We spent Labor Day in El Paso de Robles. There was wine tasting, kayaking, an awful BBQ restaurant, and a classic car show. Oh, and Zero made a new friend.

03 September 2011

I'm still not green

I spent Wednesday night worrying about my arm falling off due to the mysterious radiation-induced rash. I even called my parents to ask them if my arm was dying. They said no.

Thursday morning, I awoke to a much improved situation. The rash had faded from bright red, though it was still visible if you looked. The worst part? Still no super powers. If comic books taught me anything, it's that I am the only person in the history of mankind to have an allergic reaction to a RADIOACTIVE ISOTOPE and not get any super powers.

Moving on, the Herceptin nurse examined my arm before plunging yet another IV into my veins. She said that it was nothing to worry about. Having a medically-qualified opinion, I finally decided to believe everyone that amputation was not going to be necessary.

After receiving a mere one-week dose of Herceptin, it was time to run to the next doctor, Dr. Radiologist. Dr. Radiologist is a radiation oncologist, whose job it is to plan out the dosing of boobular radiation. I decided that I liked him when he said that I wouldn't have to get any medical tattoos.
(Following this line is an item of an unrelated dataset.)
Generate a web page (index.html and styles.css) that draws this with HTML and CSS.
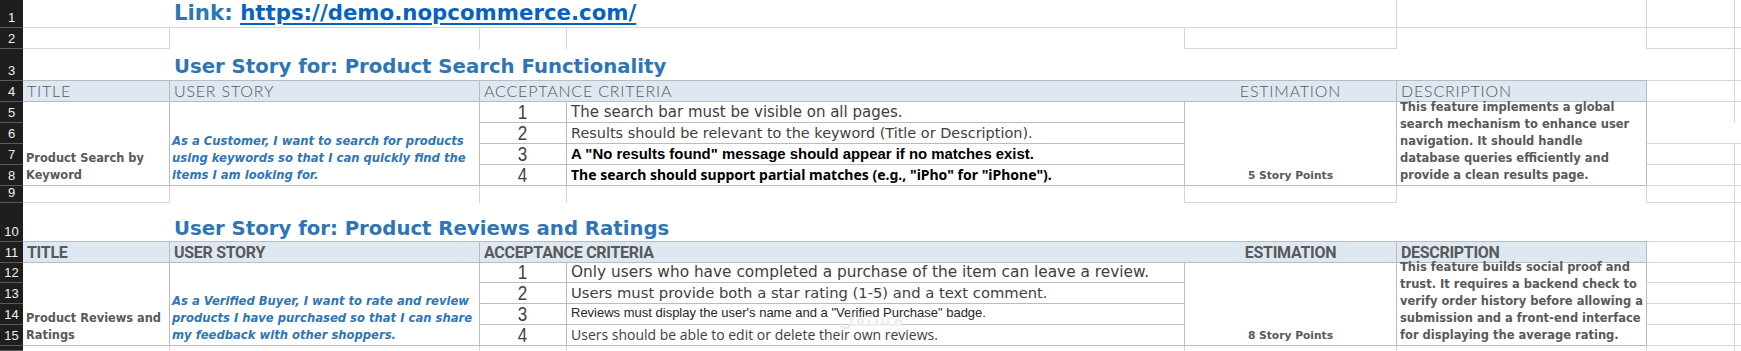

However, my high opinion decreased when I found out that the tattoos would be replaced with dots THREE DAYS BEFORE MY WEDDING. Not cool. Oh, and we'll be starting the fun two days after we return from the Panama Canal.

In case that wasn't the best news ever, he also mentioned radiation causes cancer in about one in every thousand cases. But I shouldn't worry because the odds are in my favor. After not only getting cancer, but heterogenous breast cancer at age 27, saying that the odds are in my favor does nothing to make me feel better.

One interesting thing that should be mentioned. Apparently radiation oncologist cannot be licensed to operate the radiation machines. They are restricted to merely calculating dosing and planning courses of treatment.

Two down, one doctor to go. My final stop of the day was Dr. Dentist. After three weeks of the final Invsalign tray (number seventeen, not that I was counting or anything), it was time to take the little nubs off and make impressions for a retainer.

While Matt didn't have a choice for his retainer, I was given an entire booklet of colors to choose from. After much debate, I settled on chrome glitter, because it seemed Googley. And I had no other basis for choosing between the glitter colors.

I was uncomfortable while Dr. Dentist sanded the nubs off of my teeth, but it wasn't so bad. What truly sucked was making the mold for my upper teeth. The mold goop has to cover the entire palate, which made me gag severely. Have you ever puked while there is a giant mold in your mouth? Let's just say I don't recommend it. Oh, and of course the first mold wasn't good enough, so they had to do it again.

I nearly forgot about the ants! While the dental assistant was preparing the second mold, I noticed an invading army of ants descending upon the equipment that was to go in my mouth. Unlike certain coworkers, I will not voluntarily put ants in my mouth. Thankfully, the assistant agreed that the ants needed to go.

Three is the maximum safe number of doctors to see in one day, and Matt was more than willing to drive me directly home afterwards. The end.